Data shown
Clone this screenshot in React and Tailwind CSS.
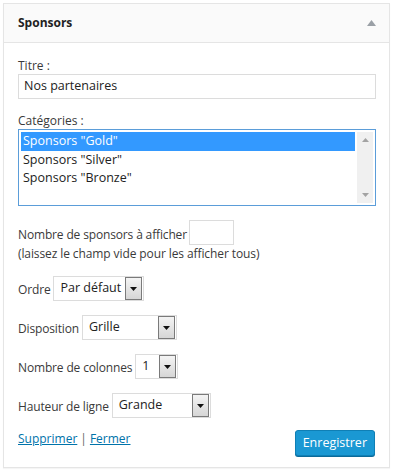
import React from "react";

const Arrow = () => (
  <span className="flex h-[23px] w-[17px] items-center justify-center border border-[#7a7a7a] bg-gradient-to-b from-[#f4f4f4] to-[#d6d6d6]">
    <svg width="7" height="4" viewBox="0 0 7 4">
      <path d="M0 0h7L3.5 4z" fill="#111" />
    </svg>
  </span>
);

const Select = ({ value, width }) => (
  <div
    className="flex h-[25px] shrink-0 items-center justify-between whitespace-nowrap border border-[#dcdcdc] bg-white pl-[6px] pr-px text-[12.5px] text-[#222]"
    style={{ width }}
  >
    <span>{value}</span>
    <Arrow />
  </div>
);

const Row = ({ label, children }) => (
  <div className="flex items-center gap-[3px]">
    <span className="pt-[2px] tracking-[-0.15px]">{label}</span>
    {children}
  </div>
);

export default function App() {
  return (
    <div
      className="h-[472px] w-[393px] bg-white p-[3px] text-[12px] text-[#3a3a3a]"
      style={{ fontFamily: '"Open Sans", "Noto Sans", sans-serif' }}
    >
      <div className="h-[465px] w-[387px] border border-[#e5e5e5] shadow-[0_1px_1px_rgba(0,0,0,0.04)]">
        {/* header */}
        <div className="flex h-[39px] items-center justify-between border-b border-[#e5e5e5] bg-[#fafafa] pl-[14px] pr-[13px]">
          <span className="text-[12px] font-bold text-[#222]">Sponsors</span>
          <svg width="9" height="6" viewBox="0 0 9 6">
            <path d="M4.5 0L9 6H0z" fill="#9aa0a6" />
          </svg>
        </div>

        <div className="flex flex-col px-[14px] pt-[14px]">
          <label className="leading-[17px]">Titre :</label>
          <div className="flex h-[25px] w-[358px] items-center border border-[#dcdcdc] px-[5px] text-[12.5px] text-[#222]">
            Nos partenaires
          </div>

          <label className="mt-[13px] leading-[17px]">Catégories :</label>
          <div className="flex h-[77px] w-[358px] border border-[#5b9dd9] p-[2px] text-[12.5px] text-[#222]">
            <div className="flex flex-1 flex-col">
              <div className="h-[18.5px] bg-[#3399ff] pl-[2px] leading-[18px] text-white">Sponsors "Gold"</div>
              <div className="h-[18.5px] pl-[2px] leading-[18px]">Sponsors "Silver"</div>
              <div className="h-[18.5px] pl-[2px] leading-[18px]">Sponsors "Bronze"</div>
            </div>
            <div className="ml-[2px] flex w-[16px] flex-col items-center justify-between bg-[#f0f0f0] py-[6px]">
              <svg width="7" height="4" viewBox="0 0 7 4">
                <path d="M3.5 0L7 4H0z" fill="#a3a3a3" />
              </svg>
              <svg width="7" height="4" viewBox="0 0 7 4">
                <path d="M0 0h7L3.5 4z" fill="#a3a3a3" />
              </svg>
            </div>
          </div>

          <div className="mt-[14px] flex items-center gap-[2px]">
            <span className="pt-[4px] tracking-[-0.15px]">Nombre de sponsors à afficher</span>
            <div className="h-[25px] w-[45px] border border-[#dcdcdc]" />
          </div>
          <span className="leading-[17px] tracking-[-0.1px]">(laissez le champ vide pour les afficher tous)</span>

          <div className="mt-[14px] flex flex-col gap-[14px]">
            <Row label="Ordre">
              <Select value="Par défaut" width={91} />
            </Row>
            <Row label="Disposition">
              <Select value="Grille" width={95} />
            </Row>
            <Row label="Nombre de colonnes">
              <Select value="1" width={43} />
            </Row>
            <Row label="Hauteur de ligne">
              <Select value="Grande" width={99} />
            </Row>
          </div>

          <div className="mt-[12px] flex items-start justify-between">
            <div className="flex items-center gap-[3px] leading-[17px] text-[#0073aa]">
              <a className="underline">Supprimer </a>
              <span className="text-[#666]">|</span>
              <a className="underline">Fermer</a>
            </div>
            <button className="h-[26px] rounded-[3px] border border-[#0f7fb5] bg-[#1a98d3] px-[7px] text-[12.5px] text-white shadow-[0_1px_0_#0b6a99]">
              Enregistrer
            </button>
          </div>
        </div>
      </div>
    </div>
  );
}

The request
The material above must be printed exactly, with its pictures left out.

Written answer
Clone this screenshot in React and Tailwind CSS.
import React from "react";

const Arrow = () => (
  <span className="flex h-[23px] w-[17px] items-center justify-center border border-[#7a7a7a] bg-gradient-to-b from-[#f4f4f4] to-[#d6d6d6]">
    <svg width="7" height="4" viewBox="0 0 7 4">
      <path d="M0 0h7L3.5 4z" fill="#111" />
    </svg>
  </span>
);

const Select = ({ value, width }) => (
  <div
    className="flex h-[25px] shrink-0 items-center justify-between whitespace-nowrap border border-[#dcdcdc] bg-white pl-[6px] pr-px text-[12.5px] text-[#222]"
    style={{ width }}
  >
    <span>{value}</span>
    <Arrow />
  </div>
);

const Row = ({ label, children }) => (
  <div className="flex items-center gap-[3px]">
    <span className="pt-[2px] tracking-[-0.15px]">{label}</span>
    {children}
  </div>
);

export default function App() {
  return (
    <div
      className="h-[472px] w-[393px] bg-white p-[3px] text-[12px] text-[#3a3a3a]"
      style={{ fontFamily: '"Open Sans", "Noto Sans", sans-serif' }}
    >
      <div className="h-[465px] w-[387px] border border-[#e5e5e5] shadow-[0_1px_1px_rgba(0,0,0,0.04)]">
        {/* header */}
        <div className="flex h-[39px] items-center justify-between border-b border-[#e5e5e5] bg-[#fafafa] pl-[14px] pr-[13px]">
          <span className="text-[12px] font-bold text-[#222]">Sponsors</span>
          <svg width="9" height="6" viewBox="0 0 9 6">
            <path d="M4.5 0L9 6H0z" fill="#9aa0a6" />
          </svg>
        </div>

        <div className="flex flex-col px-[14px] pt-[14px]">
          <label className="leading-[17px]">Titre :</label>
          <div className="flex h-[25px] w-[358px] items-center border border-[#dcdcdc] px-[5px] text-[12.5px] text-[#222]">
            Nos partenaires
          </div>

          <label className="mt-[13px] leading-[17px]">Catégories :</label>
          <div className="flex h-[77px] w-[358px] border border-[#5b9dd9] p-[2px] text-[12.5px] text-[#222]">
            <div className="flex flex-1 flex-col">
              <div className="h-[18.5px] bg-[#3399ff] pl-[2px] leading-[18px] text-white">Sponsors "Gold"</div>
              <div className="h-[18.5px] pl-[2px] leading-[18px]">Sponsors "Silver"</div>
              <div className="h-[18.5px] pl-[2px] leading-[18px]">Sponsors "Bronze"</div>
            </div>
            <div className="ml-[2px] flex w-[16px] flex-col items-center justify-between bg-[#f0f0f0] py-[6px]">
              <svg width="7" height="4" viewBox="0 0 7 4">
                <path d="M3.5 0L7 4H0z" fill="#a3a3a3" />
              </svg>
              <svg width="7" height="4" viewBox="0 0 7 4">
                <path d="M0 0h7L3.5 4z" fill="#a3a3a3" />
              </svg>
            </div>
          </div>

          <div className="mt-[14px] flex items-center gap-[2px]">
            <span className="pt-[4px] tracking-[-0.15px]">Nombre de sponsors à afficher</span>
            <div className="h-[25px] w-[45px] border border-[#dcdcdc]" />
          </div>
          <span className="leading-[17px] tracking-[-0.1px]">(laissez le champ vide pour les afficher tous)</span>

          <div className="mt-[14px] flex flex-col gap-[14px]">
            <Row label="Ordre">
              <Select value="Par défaut" width={91} />
            </Row>
            <Row label="Disposition">
              <Select value="Grille" width={95} />
            </Row>
            <Row label="Nombre de colonnes">
              <Select value="1" width={43} />
            </Row>
            <Row label="Hauteur de ligne">
              <Select value="Grande" width={99} />
            </Row>
          </div>

          <div className="mt-[12px] flex items-start justify-between">
            <div className="flex items-center gap-[3px] leading-[17px] text-[#0073aa]">
              <a className="underline">Supprimer </a>
              <span className="text-[#666]">|</span>
              <a className="underline">Fermer</a>
            </div>
            <button className="h-[26px] rounded-[3px] border border-[#0f7fb5] bg-[#1a98d3] px-[7px] text-[12.5px] text-white shadow-[0_1px_0_#0b6a99]">
              Enregistrer
            </button>
          </div>
        </div>
      </div>
    </div>
  );
}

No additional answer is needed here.